The fears in my head swirl around and around. Are we still friends or am I too much? Have I burned bridges, set everything ablaze, sobbed too loudly, or pushed you further away? You didn't miss me, or perhaps you didn't care. Gods aren't real, no one answered my prayers.

I held on tight and refused to change, maybe things could stay the same. But you were gone, leaving me here, destined for a life waiting to disappear.

I'm a cynic and I hate love because being your friend was not enough. All I wanted was to hold your hand, share secrets, dream and understand. Unanswered emails and endless tears. No I miss yous or wish you were heres. One less hug; engulfed with fears.

All the things I'll never know and all the questions left alone. I always knew it was too good to be true. I would've begged you to stay but I couldn't risk losing you.

We are not meant to be, it isn't written in the stars. One day I will think of home and it won't be your arms.

_________________________________


So... I wrote a poem, I think? I've never written poetry before, but while I was trying to write about these ideas they magically transformed into a more poetic style of story-telling. It was the only way I could get these thoughts and ideas out tangibly.


It's really hard to try new things and step out of your comfort zone. Creating this blog and beginning to share it with people was scary. It's terrifying opening yourself up to judgment about things in general, let alone something you care deeply about.


I'm not confident that I'm a good writer. It's hard to know whether I'm too self-critical or just accurate. This piece of writing is extra scary, it's about a personal situation and period of time/times?? in my life that I don't like to think about (and constantly think about). And the thing is, this might not be good. But writing helps me process things, make sense of the past, and understand what I'm thinking and how I feel.


I'm opening myself up to judgment, your judgment. That has always been one of my biggest fears. I care too much about the opinions others have of me. I hate failure, I hate looking stupid, and I hate embarrassing myself. I think posting this is the next step to overcoming my internalisation of other people's opinions of me. I am growing tired of being embarrassed and letting other people's opinions dictate how I feel about something.


This piece of writing is freeing for me. So fuck it.

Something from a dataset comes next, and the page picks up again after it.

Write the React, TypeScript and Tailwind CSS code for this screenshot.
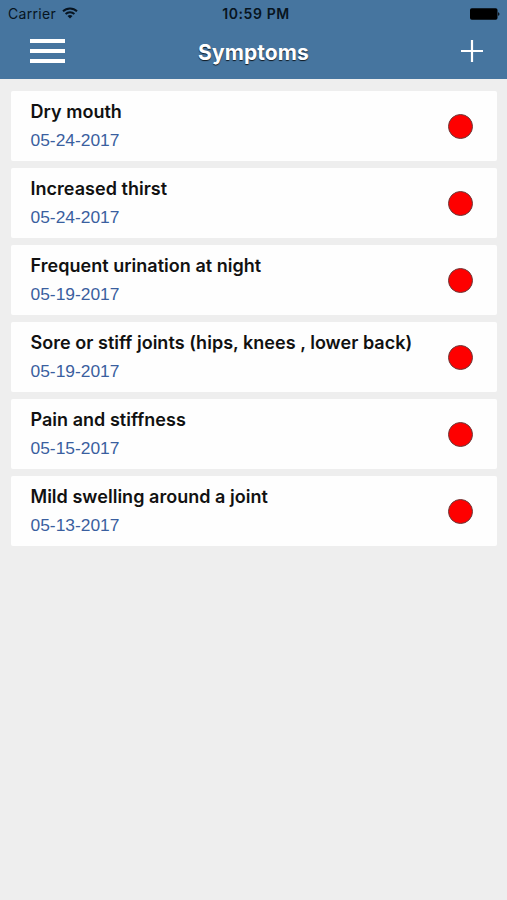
type Symptom = {
  name: string;
  date: string;
};

const symptoms: Symptom[] = [
  { name: 'Dry mouth', date: '05-24-2017' },
  { name: 'Increased thirst', date: '05-24-2017' },
  { name: 'Frequent urination at night', date: '05-19-2017' },
  { name: 'Sore or stiff joints (hips, knees , lower back)', date: '05-19-2017' },
  { name: 'Pain and stiffness', date: '05-15-2017' },
  { name: 'Mild swelling around a joint', date: '05-13-2017' },
];

function WifiIcon() {
  return (
    <svg width="16" height="12" viewBox="0 0 16 12" fill="none" stroke="#071420" strokeWidth="1.9" className="-mt-[2px]">
      <path d="M1 4.3a10 10 0 0 1 14 0" />
      <path d="M3.6 7a6.3 6.3 0 0 1 8.8 0" />
      <path d="M8 11.6 5.5 9.1a3.6 3.6 0 0 1 5 0Z" fill="#071420" stroke="none" />
    </svg>
  );
}

function BatteryIcon() {
  return (
    <svg width="30" height="12" viewBox="0 0 30 12" fill="#000">
      <rect x="0" y="0.2" width="27.5" height="11.6" rx="1.8" />
      <path d="M28.2 4.2c1.6.3 1.6 3.3 0 3.6Z" />
    </svg>
  );
}

function StatusBar() {
  return (
    <div className="grid h-[27px] grid-cols-[1fr_auto_1fr] items-center pl-2 pr-[7px] text-[#071420]">
      <div className="flex items-center gap-[6px]">
        <span className="text-[14px] leading-none tracking-[0.3px]">Carrier</span>
        <WifiIcon />
      </div>
      <span className="pl-1 text-[14px] font-semibold leading-none tracking-[0.6px]">10:59 PM</span>
      <div className="flex justify-end">
        <BatteryIcon />
      </div>
    </div>
  );
}

function Header() {
  return (
    <header className="h-[79px] bg-[#46759f]">
      <StatusBar />
      <div className="grid h-[48px] grid-cols-[1fr_auto_1fr] items-center px-6">
        <button aria-label="Menu" className="ml-[6px] flex w-[35px] flex-col gap-[6px]">
          <span className="h-1 w-full bg-white" />
          <span className="h-1 w-full bg-white" />
          <span className="h-1 w-full bg-white" />
        </button>
        <h1 className="pt-[2px] text-[21px] font-bold leading-none tracking-[0.1px] text-white [text-shadow:0_1px_1px_rgba(0,0,0,0.8)]">
          Symptoms
        </h1>
        <button aria-label="Add symptom" className="justify-self-end">
          <svg width="22" height="22" viewBox="0 0 22 22" stroke="#fff" strokeWidth="2.2">
            <path d="M11 0v22M0 11h22" />
          </svg>
        </button>
      </div>
    </header>
  );
}

function SymptomCard({ name, date }: Symptom) {
  return (
    <li className="flex h-[70px] items-center justify-between rounded-[2px] bg-[#fefefe] pl-[19.5px] pr-6">
      <div>
        <p className="text-[18px] font-semibold leading-[28px] tracking-[0.03px] text-[#111]">{name}</p>
        <p className="font-['Liberation_Sans',sans-serif] text-[17.4px] leading-[28px] text-[#3a5f9f]">{date}</p>
      </div>
      <span className="size-[25px] rounded-full border border-[#6b3a3a] bg-[#fe0000]" />
    </li>
  );
}

export default function App() {
  return (
    <div className="min-h-screen bg-[#eeeeee] font-['Inter',sans-serif]">
      <Header />
      <ul className="flex flex-col gap-[7px] pl-[11px] pr-[10px] pt-3">
        {symptoms.map((symptom) => (
          <SymptomCard key={symptom.name} {...symptom} />
        ))}
      </ul>
    </div>
  );
}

With that being said, let's discuss. In my humble opinion (and this is definitely not a universal opinion/experience), the line between platonic and romantic love is very blurred. I am someone who has a lot of love to give, and I deeply treasure my friendships. They are everything to me. In certain circumstances, I have found it difficult to distinguish my feelings because, to me, romantic love is deeply intertwined with friendship. Again, this may not be true for everyone, but in my experience, this is the case. I have talked to many people about this, some disagree, and some feel the same.


I personally believe that we view the world around us through too many binaries. Man or woman, rich or poor, privileged or oppressed, happy or sad, true or false and even life or death. It's either love or friendship, but we often ignore the fact that feelings aren't black or white, our emotions, our ability and our capacity to love are not easily labelled or lumped into boxes. I think it's beautiful to think of love expansively, to adore people so much that you can't distinguish the form of love you have for them. I guess all that really matters is the love itself. That's how I've come to think about it at least.